Because the horns and blood of the ibex were used as a remedy for a long time, the populations in the Alps have been decimated. Around the year 1650, the alpine ibex was extinct except for a few animals in the Aosta Valley in Italy. About 100 years ago 3 ibexes were 'kidnapped' from the Aosta Valley and released in the Swiss National Park. Since then the population has recovered quite well. In Switzerland there are again about 18'000 animals.
The Niederhorn is an approximately 2000m high peak in the Berner Oberland. The Niederhorn forms the beginning of the Justistal. The steep sides of the valley provide habitat for many alpine animals such as the Chamois, the Alpine ibex or the Rock ptarmigan.
Getting there by public transport is relatively easy. From Bern, the journey to the top station of the cable car takes a good two hours. However, the first gondola does not leave until 8.40 a.m., so an overnight stay on the mountain is highly recommended. Specially in the summer months, the light at 9 o'clock is already pretty harsh and in the evening, the last gondola departs long before the light gets nice and soft again.
When I arrived with the gondola at the upper station on Saturday morning, it was in the middle of the clouds. With a visibility of only a few metres, I set off. Along the mountain ridge I could hear some mountain birds, but with the low visibility I couldn’t spot any of them. And until now, I haven’t seen a single Alpine Ibex.
After a couple of hours, the fog had cleared a little bit. A little further ahead I could see a group of Ibexes through the fog. About 30m away from the group I sat down on the ground and unpacked the camera. The group of Ibexes consisted of two females and two young. They were foraging along a ridge.
They didn’t seem to care about me and came closer and closer. Finally, the four of them walked past me and continued along the ridge. I also set off in the same direction and overtook the group with some distance. But I decided to walk a little further, hoping to find a male.
In fact, just a few minutes later I stood only two meters in front of two adult males. They were resting on the path and were hardly visible behind a small hill. Only a few meters before them, I could see them. But they remained very calm. From close range I could make some portraits of both of them. I played with different perspectives, compositions and picture details.

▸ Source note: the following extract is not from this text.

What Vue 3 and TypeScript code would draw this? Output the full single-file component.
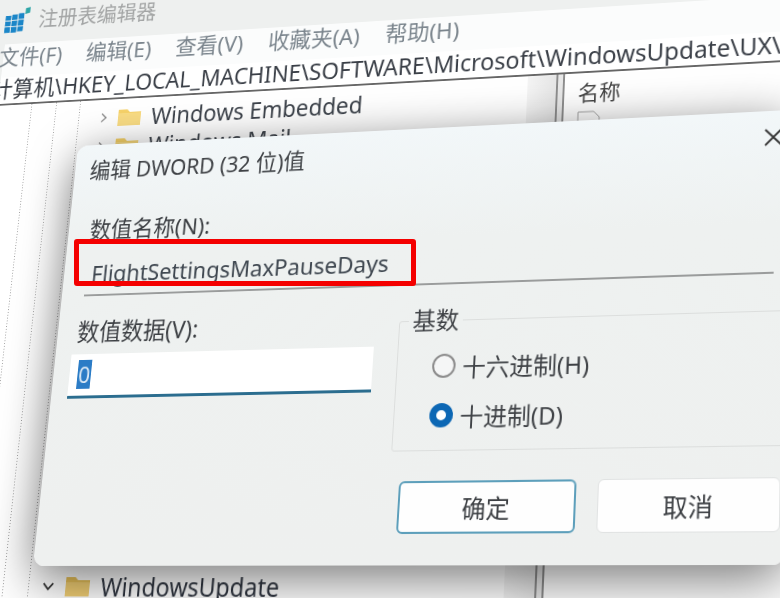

Out of all the portraits I shot of them, I like this one the most. It is not the usual boring portrait, but shows only a small part of the Ibex.
1/160 | f/ 8.0 | ISO 900 | 600mm
Surrounded by Alpine ibexes
Because I was so busy trying out different compositions, I didn't even notice that the group with the two females and the two young came from behind. So suddenly I was surrounded by Ibexes all around me. So, I was able to take some more pictures of the Ibexes before it was time to walk back to the mountain station. After a good dinner I actually wanted to go out again. Although the mountain was no longer in the clouds, the sun soon disappeared behind some distant thunderclouds and it quickly got dark.
Landscape photography in the morning
The next morning, I got up very early again. In the dawn I could also take some photos of the landscape. Especially the Justistal could be photographed very well. But I kept my 150-600mm on the camera. With 150mm I could emphasize the unique U-shaped end of the valley.
Of course, the alpine panorama in the other direction also offered some interesting photo opportunities. The sky was not so beautiful in this direction and so I decided to take a panorama. Despite 150mm this was not so difficult with the gimbal tripod head. In Photoshop the photos could be put together very easily. His resulted in an image with a unbelievable resolution of 241Mp!
1/2 | f/ 8.0 | ISO 64 | 150mm
Rock Ptarmigan in the morning light
ptarmigan. They were quite shy, but I was able to take some pictures of one of the Ptarmigans against the rising sun which created a nice silhouette. A little further away I could discover more Ptarmigans with some young ones. These were all the shier and it was impossible to get close to them.
So, I left the ptarmigans alone and continued along the ridge in search of the Ibexes. After a longer search I was able to find them again. However, the sun was already very high in the sky and the light was not so good anymore. soon after, I decided to start my way home. But instead of taking the gondola, I took the hiking path down the mountain.
On the hiking trail I saw a group of Capercaillies. Unfortunately, I had no chance to spot the well camouflaged hens in the dark forest and every time I thought that the last Capercaillie had flown away, another one flew up only a few meters from my feet.
Finally, in the late noon I arrived at the valley station. A cheese toast in a nearby restaurant was the crowning of a successful weekend with the Ibexes.